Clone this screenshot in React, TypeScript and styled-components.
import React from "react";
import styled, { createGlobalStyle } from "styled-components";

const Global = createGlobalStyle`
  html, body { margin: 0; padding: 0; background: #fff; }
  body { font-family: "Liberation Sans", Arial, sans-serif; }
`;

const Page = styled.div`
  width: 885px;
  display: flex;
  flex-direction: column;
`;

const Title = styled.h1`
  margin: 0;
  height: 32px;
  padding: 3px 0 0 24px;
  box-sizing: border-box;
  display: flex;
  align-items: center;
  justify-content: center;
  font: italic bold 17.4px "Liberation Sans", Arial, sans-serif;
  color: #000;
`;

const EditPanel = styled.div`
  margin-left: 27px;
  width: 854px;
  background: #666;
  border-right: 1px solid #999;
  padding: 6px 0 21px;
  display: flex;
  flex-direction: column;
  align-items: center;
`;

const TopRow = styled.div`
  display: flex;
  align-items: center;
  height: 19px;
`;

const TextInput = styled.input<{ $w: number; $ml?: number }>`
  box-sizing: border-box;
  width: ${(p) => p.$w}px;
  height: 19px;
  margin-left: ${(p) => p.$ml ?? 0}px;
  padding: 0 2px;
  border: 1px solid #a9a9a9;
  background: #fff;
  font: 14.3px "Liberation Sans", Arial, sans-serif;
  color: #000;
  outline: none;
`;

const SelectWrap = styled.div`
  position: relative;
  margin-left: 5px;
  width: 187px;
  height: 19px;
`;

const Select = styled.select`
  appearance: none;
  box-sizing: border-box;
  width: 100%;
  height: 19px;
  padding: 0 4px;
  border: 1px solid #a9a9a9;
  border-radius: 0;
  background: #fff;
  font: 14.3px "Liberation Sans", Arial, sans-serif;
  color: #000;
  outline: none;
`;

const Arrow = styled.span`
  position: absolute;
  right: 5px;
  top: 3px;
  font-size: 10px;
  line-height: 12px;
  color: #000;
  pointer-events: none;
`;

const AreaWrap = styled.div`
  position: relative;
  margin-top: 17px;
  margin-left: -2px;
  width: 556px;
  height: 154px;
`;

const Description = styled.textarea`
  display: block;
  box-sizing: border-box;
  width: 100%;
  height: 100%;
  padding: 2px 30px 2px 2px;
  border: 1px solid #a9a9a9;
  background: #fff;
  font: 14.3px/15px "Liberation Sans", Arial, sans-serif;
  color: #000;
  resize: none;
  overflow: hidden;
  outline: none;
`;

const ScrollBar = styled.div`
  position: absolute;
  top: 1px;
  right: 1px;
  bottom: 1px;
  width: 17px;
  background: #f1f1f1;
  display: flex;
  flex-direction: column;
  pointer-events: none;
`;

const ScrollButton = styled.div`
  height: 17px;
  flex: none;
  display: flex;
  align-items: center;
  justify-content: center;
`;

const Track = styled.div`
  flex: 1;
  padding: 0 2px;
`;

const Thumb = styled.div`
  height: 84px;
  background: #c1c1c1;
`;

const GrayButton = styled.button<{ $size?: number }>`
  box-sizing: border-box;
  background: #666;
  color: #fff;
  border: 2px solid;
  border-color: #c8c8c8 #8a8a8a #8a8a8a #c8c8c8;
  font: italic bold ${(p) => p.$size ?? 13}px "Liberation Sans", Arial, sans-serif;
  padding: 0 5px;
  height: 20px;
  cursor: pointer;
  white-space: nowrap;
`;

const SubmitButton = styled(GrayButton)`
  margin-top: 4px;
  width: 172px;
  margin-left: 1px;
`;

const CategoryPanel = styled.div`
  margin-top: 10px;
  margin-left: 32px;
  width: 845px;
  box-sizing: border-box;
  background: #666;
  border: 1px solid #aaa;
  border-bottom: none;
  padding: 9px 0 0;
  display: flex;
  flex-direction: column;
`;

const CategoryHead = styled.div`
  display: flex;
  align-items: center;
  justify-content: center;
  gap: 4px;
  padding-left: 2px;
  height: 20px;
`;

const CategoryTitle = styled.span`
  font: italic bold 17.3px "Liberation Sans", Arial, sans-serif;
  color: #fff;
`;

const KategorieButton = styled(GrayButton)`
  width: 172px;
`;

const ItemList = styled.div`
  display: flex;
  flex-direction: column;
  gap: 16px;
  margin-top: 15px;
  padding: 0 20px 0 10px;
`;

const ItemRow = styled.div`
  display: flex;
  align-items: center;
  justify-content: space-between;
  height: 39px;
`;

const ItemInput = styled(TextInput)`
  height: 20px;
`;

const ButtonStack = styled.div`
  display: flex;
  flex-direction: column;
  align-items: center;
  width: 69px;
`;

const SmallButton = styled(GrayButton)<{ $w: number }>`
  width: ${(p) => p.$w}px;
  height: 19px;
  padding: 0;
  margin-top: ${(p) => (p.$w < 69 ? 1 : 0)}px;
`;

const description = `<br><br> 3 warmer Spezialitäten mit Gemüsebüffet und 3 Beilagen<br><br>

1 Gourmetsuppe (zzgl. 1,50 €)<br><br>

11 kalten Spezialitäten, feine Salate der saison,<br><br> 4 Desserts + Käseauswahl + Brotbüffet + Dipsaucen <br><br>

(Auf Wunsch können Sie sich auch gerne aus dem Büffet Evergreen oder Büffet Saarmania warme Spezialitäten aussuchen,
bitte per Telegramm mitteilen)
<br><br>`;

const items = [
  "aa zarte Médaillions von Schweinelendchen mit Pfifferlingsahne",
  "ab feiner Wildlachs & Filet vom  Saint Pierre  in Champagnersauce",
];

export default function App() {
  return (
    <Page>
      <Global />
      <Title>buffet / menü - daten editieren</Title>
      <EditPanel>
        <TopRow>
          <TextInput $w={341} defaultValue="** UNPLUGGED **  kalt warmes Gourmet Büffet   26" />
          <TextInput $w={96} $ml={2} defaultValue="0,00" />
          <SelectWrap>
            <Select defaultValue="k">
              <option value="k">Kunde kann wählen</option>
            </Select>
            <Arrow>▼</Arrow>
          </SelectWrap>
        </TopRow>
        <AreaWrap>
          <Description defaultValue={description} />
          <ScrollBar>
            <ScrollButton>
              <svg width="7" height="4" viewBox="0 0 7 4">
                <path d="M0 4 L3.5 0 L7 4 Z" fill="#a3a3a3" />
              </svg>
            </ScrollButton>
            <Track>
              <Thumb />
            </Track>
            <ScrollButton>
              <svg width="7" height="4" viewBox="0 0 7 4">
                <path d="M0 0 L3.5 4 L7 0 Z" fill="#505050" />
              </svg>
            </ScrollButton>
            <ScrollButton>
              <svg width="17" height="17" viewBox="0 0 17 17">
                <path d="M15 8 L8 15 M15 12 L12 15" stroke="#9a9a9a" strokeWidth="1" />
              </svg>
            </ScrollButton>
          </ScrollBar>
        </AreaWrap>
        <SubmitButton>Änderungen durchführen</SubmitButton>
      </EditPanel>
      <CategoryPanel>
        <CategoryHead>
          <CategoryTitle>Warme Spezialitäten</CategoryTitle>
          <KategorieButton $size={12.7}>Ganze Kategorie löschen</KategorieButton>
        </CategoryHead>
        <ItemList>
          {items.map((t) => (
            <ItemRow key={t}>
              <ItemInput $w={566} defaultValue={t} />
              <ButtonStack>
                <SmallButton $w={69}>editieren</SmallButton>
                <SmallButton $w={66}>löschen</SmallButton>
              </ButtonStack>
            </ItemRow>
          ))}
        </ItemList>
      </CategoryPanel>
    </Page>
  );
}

━━━━━━━━

_OBJECTIVE:_ Repeat the material word for word, in full.

_FINAL ANSWER:_
Clone this screenshot in React, TypeScript and styled-components.
import React from "react";
import styled, { createGlobalStyle } from "styled-components";

const Global = createGlobalStyle`
  html, body { margin: 0; padding: 0; background: #fff; }
  body { font-family: "Liberation Sans", Arial, sans-serif; }
`;

const Page = styled.div`
  width: 885px;
  display: flex;
  flex-direction: column;
`;

const Title = styled.h1`
  margin: 0;
  height: 32px;
  padding: 3px 0 0 24px;
  box-sizing: border-box;
  display: flex;
  align-items: center;
  justify-content: center;
  font: italic bold 17.4px "Liberation Sans", Arial, sans-serif;
  color: #000;
`;

const EditPanel = styled.div`
  margin-left: 27px;
  width: 854px;
  background: #666;
  border-right: 1px solid #999;
  padding: 6px 0 21px;
  display: flex;
  flex-direction: column;
  align-items: center;
`;

const TopRow = styled.div`
  display: flex;
  align-items: center;
  height: 19px;
`;

const TextInput = styled.input<{ $w: number; $ml?: number }>`
  box-sizing: border-box;
  width: ${(p) => p.$w}px;
  height: 19px;
  margin-left: ${(p) => p.$ml ?? 0}px;
  padding: 0 2px;
  border: 1px solid #a9a9a9;
  background: #fff;
  font: 14.3px "Liberation Sans", Arial, sans-serif;
  color: #000;
  outline: none;
`;

const SelectWrap = styled.div`
  position: relative;
  margin-left: 5px;
  width: 187px;
  height: 19px;
`;

const Select = styled.select`
  appearance: none;
  box-sizing: border-box;
  width: 100%;
  height: 19px;
  padding: 0 4px;
  border: 1px solid #a9a9a9;
  border-radius: 0;
  background: #fff;
  font: 14.3px "Liberation Sans", Arial, sans-serif;
  color: #000;
  outline: none;
`;

const Arrow = styled.span`
  position: absolute;
  right: 5px;
  top: 3px;
  font-size: 10px;
  line-height: 12px;
  color: #000;
  pointer-events: none;
`;

const AreaWrap = styled.div`
  position: relative;
  margin-top: 17px;
  margin-left: -2px;
  width: 556px;
  height: 154px;
`;

const Description = styled.textarea`
  display: block;
  box-sizing: border-box;
  width: 100%;
  height: 100%;
  padding: 2px 30px 2px 2px;
  border: 1px solid #a9a9a9;
  background: #fff;
  font: 14.3px/15px "Liberation Sans", Arial, sans-serif;
  color: #000;
  resize: none;
  overflow: hidden;
  outline: none;
`;

const ScrollBar = styled.div`
  position: absolute;
  top: 1px;
  right: 1px;
  bottom: 1px;
  width: 17px;
  background: #f1f1f1;
  display: flex;
  flex-direction: column;
  pointer-events: none;
`;

const ScrollButton = styled.div`
  height: 17px;
  flex: none;
  display: flex;
  align-items: center;
  justify-content: center;
`;

const Track = styled.div`
  flex: 1;
  padding: 0 2px;
`;

const Thumb = styled.div`
  height: 84px;
  background: #c1c1c1;
`;

const GrayButton = styled.button<{ $size?: number }>`
  box-sizing: border-box;
  background: #666;
  color: #fff;
  border: 2px solid;
  border-color: #c8c8c8 #8a8a8a #8a8a8a #c8c8c8;
  font: italic bold ${(p) => p.$size ?? 13}px "Liberation Sans", Arial, sans-serif;
  padding: 0 5px;
  height: 20px;
  cursor: pointer;
  white-space: nowrap;
`;

const SubmitButton = styled(GrayButton)`
  margin-top: 4px;
  width: 172px;
  margin-left: 1px;
`;

const CategoryPanel = styled.div`
  margin-top: 10px;
  margin-left: 32px;
  width: 845px;
  box-sizing: border-box;
  background: #666;
  border: 1px solid #aaa;
  border-bottom: none;
  padding: 9px 0 0;
  display: flex;
  flex-direction: column;
`;

const CategoryHead = styled.div`
  display: flex;
  align-items: center;
  justify-content: center;
  gap: 4px;
  padding-left: 2px;
  height: 20px;
`;

const CategoryTitle = styled.span`
  font: italic bold 17.3px "Liberation Sans", Arial, sans-serif;
  color: #fff;
`;

const KategorieButton = styled(GrayButton)`
  width: 172px;
`;

const ItemList = styled.div`
  display: flex;
  flex-direction: column;
  gap: 16px;
  margin-top: 15px;
  padding: 0 20px 0 10px;
`;

const ItemRow = styled.div`
  display: flex;
  align-items: center;
  justify-content: space-between;
  height: 39px;
`;

const ItemInput = styled(TextInput)`
  height: 20px;
`;

const ButtonStack = styled.div`
  display: flex;
  flex-direction: column;
  align-items: center;
  width: 69px;
`;

const SmallButton = styled(GrayButton)<{ $w: number }>`
  width: ${(p) => p.$w}px;
  height: 19px;
  padding: 0;
  margin-top: ${(p) => (p.$w < 69 ? 1 : 0)}px;
`;

const description = `<br><br> 3 warmer Spezialitäten mit Gemüsebüffet und 3 Beilagen<br><br>

1 Gourmetsuppe (zzgl. 1,50 €)<br><br>

11 kalten Spezialitäten, feine Salate der saison,<br><br> 4 Desserts + Käseauswahl + Brotbüffet + Dipsaucen <br><br>

(Auf Wunsch können Sie sich auch gerne aus dem Büffet Evergreen oder Büffet Saarmania warme Spezialitäten aussuchen,
bitte per Telegramm mitteilen)
<br><br>`;

const items = [
  "aa zarte Médaillions von Schweinelendchen mit Pfifferlingsahne",
  "ab feiner Wildlachs & Filet vom  Saint Pierre  in Champagnersauce",
];

export default function App() {
  return (
    <Page>
      <Global />
      <Title>buffet / menü - daten editieren</Title>
      <EditPanel>
        <TopRow>
          <TextInput $w={341} defaultValue="** UNPLUGGED **  kalt warmes Gourmet Büffet   26" />
          <TextInput $w={96} $ml={2} defaultValue="0,00" />
          <SelectWrap>
            <Select defaultValue="k">
              <option value="k">Kunde kann wählen</option>
            </Select>
            <Arrow>▼</Arrow>
          </SelectWrap>
        </TopRow>
        <AreaWrap>
          <Description defaultValue={description} />
          <ScrollBar>
            <ScrollButton>
              <svg width="7" height="4" viewBox="0 0 7 4">
                <path d="M0 4 L3.5 0 L7 4 Z" fill="#a3a3a3" />
              </svg>
            </ScrollButton>
            <Track>
              <Thumb />
            </Track>
            <ScrollButton>
              <svg width="7" height="4" viewBox="0 0 7 4">
                <path d="M0 0 L3.5 4 L7 0 Z" fill="#505050" />
              </svg>
            </ScrollButton>
            <ScrollButton>
              <svg width="17" height="17" viewBox="0 0 17 17">
                <path d="M15 8 L8 15 M15 12 L12 15" stroke="#9a9a9a" strokeWidth="1" />
              </svg>
            </ScrollButton>
          </ScrollBar>
        </AreaWrap>
        <SubmitButton>Änderungen durchführen</SubmitButton>
      </EditPanel>
      <CategoryPanel>
        <CategoryHead>
          <CategoryTitle>Warme Spezialitäten</CategoryTitle>
          <KategorieButton $size={12.7}>Ganze Kategorie löschen</KategorieButton>
        </CategoryHead>
        <ItemList>
          {items.map((t) => (
            <ItemRow key={t}>
              <ItemInput $w={566} defaultValue={t} />
              <ButtonStack>
                <SmallButton $w={69}>editieren</SmallButton>
                <SmallButton $w={66}>löschen</SmallButton>
              </ButtonStack>
            </ItemRow>
          ))}
        </ItemList>
      </CategoryPanel>
    </Page>
  );
}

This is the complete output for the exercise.